Step 4: Choose an output folder, then click the Start button. Once the process is complete, you can find the ripped video in the destination folder.

FAQs
It depends on the disc type. A standard DVD-5 holds 4.7 GB as labeled by the manufacturer, which works out to about 4.37 GB as your computer measures it. A dual-layer DVD-9 is labeled 8.5 GB and holds roughly 7.95 GB in practice. The gap comes from manufacturers counting 1 GB as 1,000,000,000 bytes, while computers count 1 GB as 1,073,741,824 bytes.
A DVD-5 (4.7 GB) holds approximately 120 to 133 minutes of standard-definition video at typical DVD bitrates. A DVD-9 (8.5 GB) extends that to around 240 minutes. These figures assume standard DVD encoding. Higher bitrate settings reduce the maximum runtime; lower bitrates extend it but reduce visual quality.

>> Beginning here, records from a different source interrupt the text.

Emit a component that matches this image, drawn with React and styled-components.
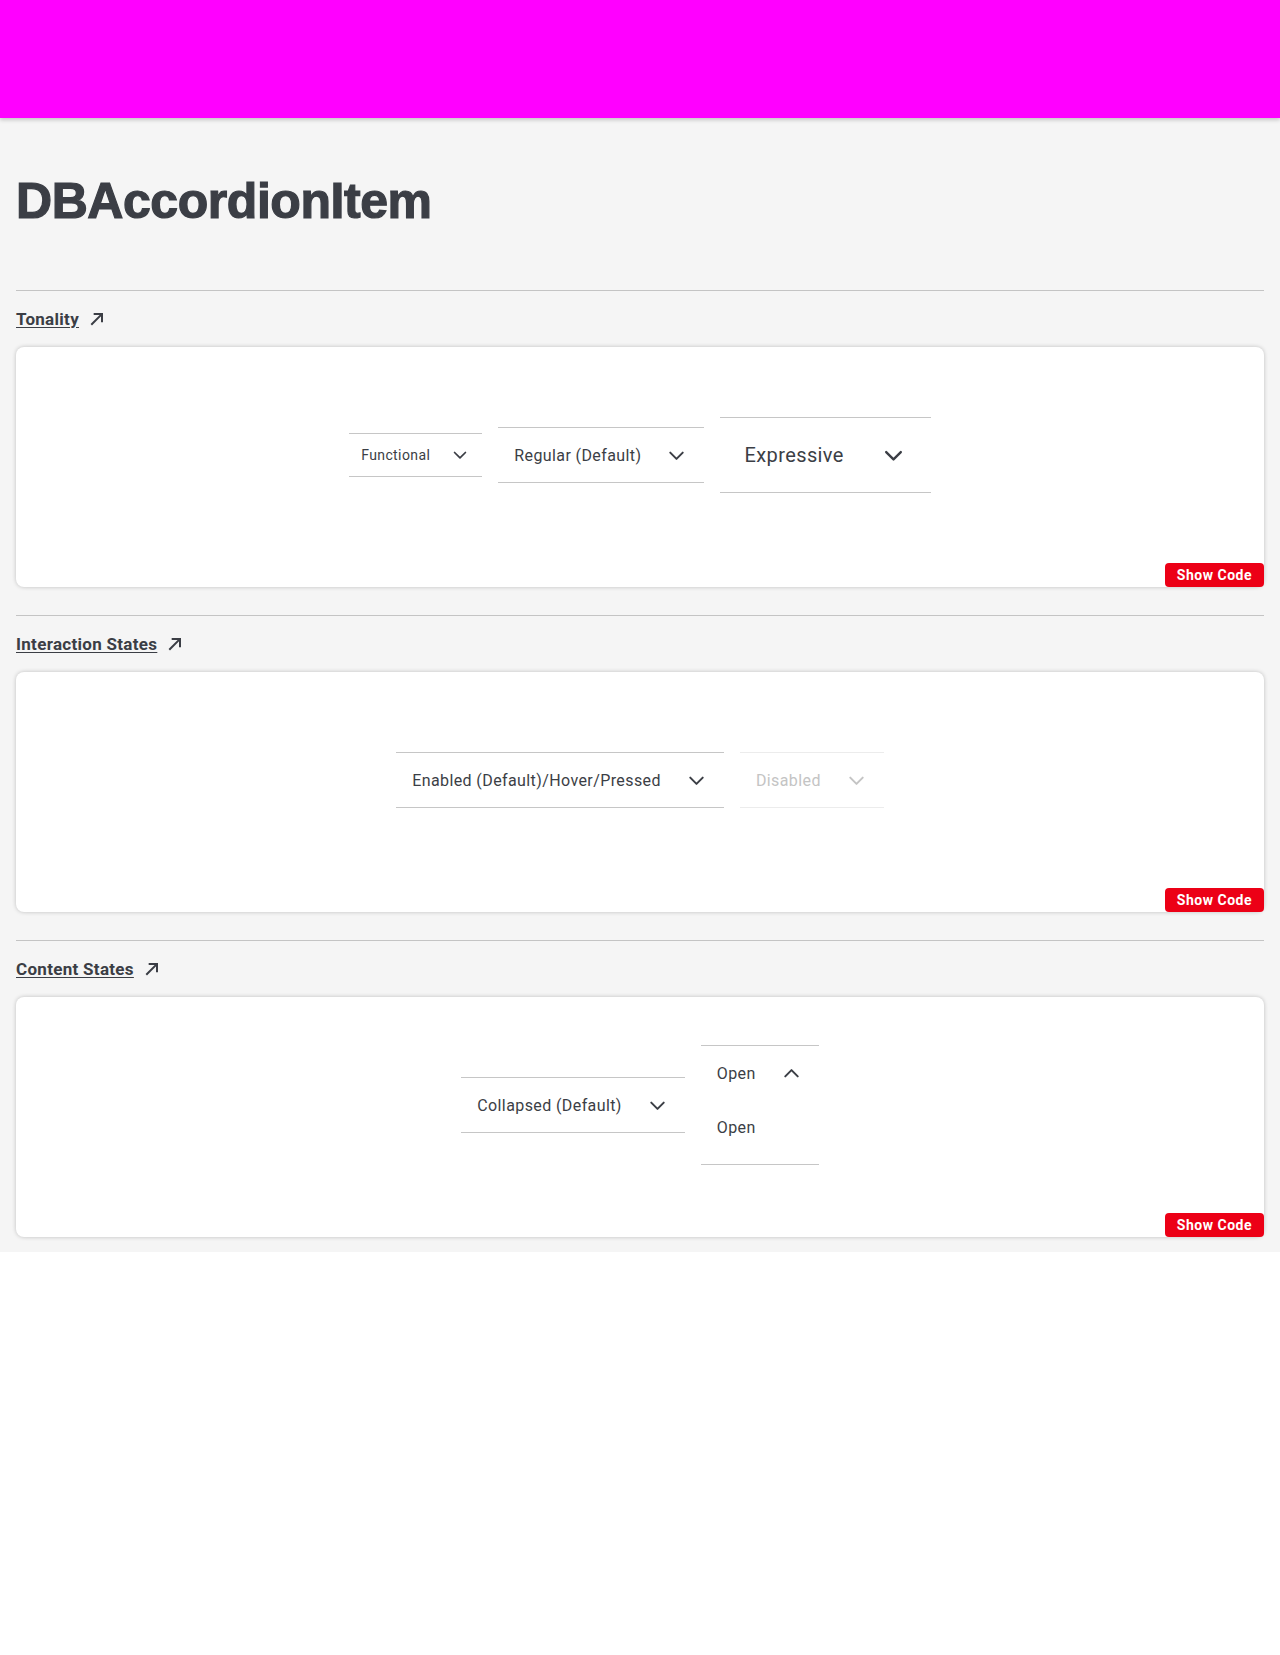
import React from "react";
import styled, { createGlobalStyle } from "styled-components";

const GlobalStyle = createGlobalStyle`
  body {
    margin: 0;
    background: #ffffff;
    font-family: Roboto, "Liberation Sans", Arial, sans-serif;
    color: #3b3e45;
  }
`;

const sizes = {
  small: { height: 42, font: 14, padX: 12, gap: 20, icon: 20 },
  medium: { height: 54, font: 16, padX: 16, gap: 24, icon: 23 },
  large: { height: 74, font: 20, padX: 24, gap: 36, icon: 27 },
};

const sections = [
  {
    title: "Tonality",
    items: [
      { label: "Functional", size: "small" },
      { label: "Regular (Default)", size: "medium" },
      { label: "Expressive", size: "large" },
    ],
  },
  {
    title: "Interaction States",
    items: [
      { label: "Enabled (Default)/Hover/Pressed", size: "medium" },
      { label: "Disabled", size: "medium", disabled: true },
    ],
  },
  {
    title: "Content States",
    items: [
      { label: "Collapsed (Default)", size: "medium" },
      { label: "Open", size: "medium", open: true, content: "Open" },
    ],
  },
];

const Header = styled.header`
  height: 118px;
  background: #ff00ff;
  box-shadow: 0 2px 4px rgba(0, 0, 0, 0.2);
  position: relative;
`;

const Main = styled.main`
  background: #f5f5f5;
  padding: 58px 16px 15px;
  display: flex;
  flex-direction: column;
  gap: 28px;
`;

const Title = styled.h1`
  margin: 0 0 36px;
  font-family: "Liberation Sans", Arial, sans-serif;
  font-weight: 700;
  font-size: 50px;
  line-height: 50px;
  letter-spacing: -0.45px;
  -webkit-text-stroke: 1.2px #3b3e45;
  color: #3b3e45;
`;

const Section = styled.section`
  border-top: 1px solid #c4c4c4;
  padding-top: 16px;
`;

const SectionLink = styled.a`
  display: inline-flex;
  align-items: center;
  gap: 10px;
  height: 24px;
  margin-bottom: 16px;
  font-size: 17px;
  font-weight: 700;
  letter-spacing: 0.3px;
  color: #3b3e45;
  text-decoration: underline;
  text-decoration-thickness: 1px;
  text-underline-offset: 2px;
  cursor: pointer;
`;

const Card = styled.div`
  height: 240px;
  background: #ffffff;
  border-radius: 8px;
  box-shadow: 0 0 4px rgba(0, 0, 0, 0.22);
  display: flex;
  flex-direction: column;
`;

const Demo = styled.div`
  flex: 1;
  display: flex;
  align-items: center;
  justify-content: center;
  gap: 16px;
`;

const ShowCode = styled.button`
  align-self: flex-end;
  height: 24px;
  padding: 0 12px;
  border: none;
  border-radius: 4px;
  background: #ec0016;
  color: #ffffff;
  font-family: Roboto, "Liberation Sans", Arial, sans-serif;
  font-size: 14px;
  font-weight: 700;
  letter-spacing: 0.5px;
  cursor: pointer;
`;

const Item = styled.div`
  border-top: 1px solid ${(p) => (p.$disabled ? "#ececec" : "#c6c6c6")};
  border-bottom: 1px solid ${(p) => (p.$disabled ? "#ececec" : "#c6c6c6")};
  color: ${(p) => (p.$disabled ? "#c4c4c4" : "#3b3e45")};
  letter-spacing: 0.025em;
`;

const Summary = styled.div`
  display: flex;
  align-items: center;
  gap: ${(p) => sizes[p.$size].gap}px;
  height: ${(p) => sizes[p.$size].height}px;
  padding: 0 ${(p) => sizes[p.$size].padX}px;
  font-size: ${(p) => sizes[p.$size].font}px;
  white-space: nowrap;
`;

const Chevron = styled.svg`
  flex: none;
  display: block;
`;

const Content = styled.div`
  padding: 16px 16px 24px;
  font-size: 16px;
  line-height: 24px;
`;

const ChevronIcon = ({ size, up }) => (
  <Chevron width={size} height={size} viewBox="0 0 24 24" fill="none">
    <path
      d={up ? "M5.5 15l6.5-6.5 6.5 6.5" : "M5.5 9l6.5 6.5 6.5-6.5"}
      stroke="currentColor"
      strokeWidth="2.1"
      strokeLinecap="round"
      strokeLinejoin="round"
    />
  </Chevron>
);

const ArrowIcon = () => (
  <svg width="16" height="16" viewBox="0 0 24 24" fill="none">
    <path
      d="M4.5 19.5L18.5 5.5M8.5 4.5h11V15.5"
      stroke="currentColor"
      strokeWidth="3"
      strokeLinecap="square"
    />
  </svg>
);

const AccordionItem = ({ item }) => (
  <Item $disabled={item.disabled}>
    <Summary $size={item.size}>
      <span>{item.label}</span>
      <ChevronIcon size={sizes[item.size].icon} up={item.open} />
    </Summary>
    {item.open && <Content>{item.content}</Content>}
  </Item>
);

const App = () => (
  <>
    <GlobalStyle />
    <Header />
    <Main>
      <Title>DBAccordionItem</Title>
      {sections.map((section) => (
        <Section key={section.title}>
          <SectionLink>
            {section.title}
            <ArrowIcon />
          </SectionLink>
          <Card>
            <Demo>
              {section.items.map((item) => (
                <AccordionItem key={item.label} item={item} />
              ))}
            </Demo>
            <ShowCode>Show Code</ShowCode>
          </Card>
        </Section>
      ))}
    </Main>
  </>
);

export default App;
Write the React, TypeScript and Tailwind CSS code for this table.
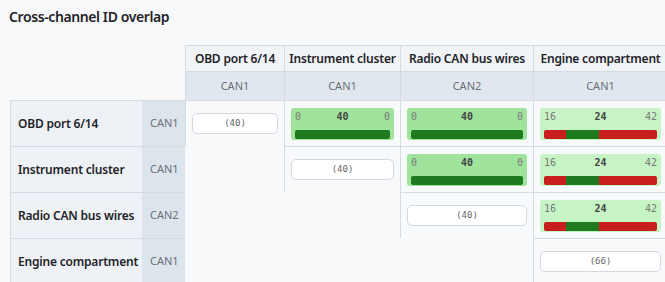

For burning on modern hardware, both formats work reliably, and most drives and players made after 2004 handle either without issue. If you're burning discs for playback on older standalone players made before 2002, DVD-R has historically had slightly broader compatibility. For dual-layer discs, DVD+R DL is more widely supported than DVD-R DL across both drives and players.
Conclusion
DVD capacity comes in four practical tiers: 4.7 GB (DVD-5), 8.5 GB (DVD-9), 9.4 GB (DVD-10), and 17 GB (DVD-18). Physical disc size is the same across all of them.
Choose a DVD-5 if you're burning a standard-length movie, a data backup under 4.3 GB, or anything that needs to play reliably on older hardware. Choose a DVD-9 if you need more than two hours of video on one side of the disc, or if your content runs between 4.4 GB and 7.9 GB. Choose a DVD-10 if you're archiving a larger dataset and are willing to flip the disc: it gives you 9.4 GB total without requiring dual-layer hardware. Choose a DVD-18 only when maximum capacity is the priority and you have the professional-grade equipment to burn it.
If you're working with physical DVDs in 2026, a ripper is the most practical way to manage space: it converts disc content to files you can store, compress, or stream without being limited by disc capacity.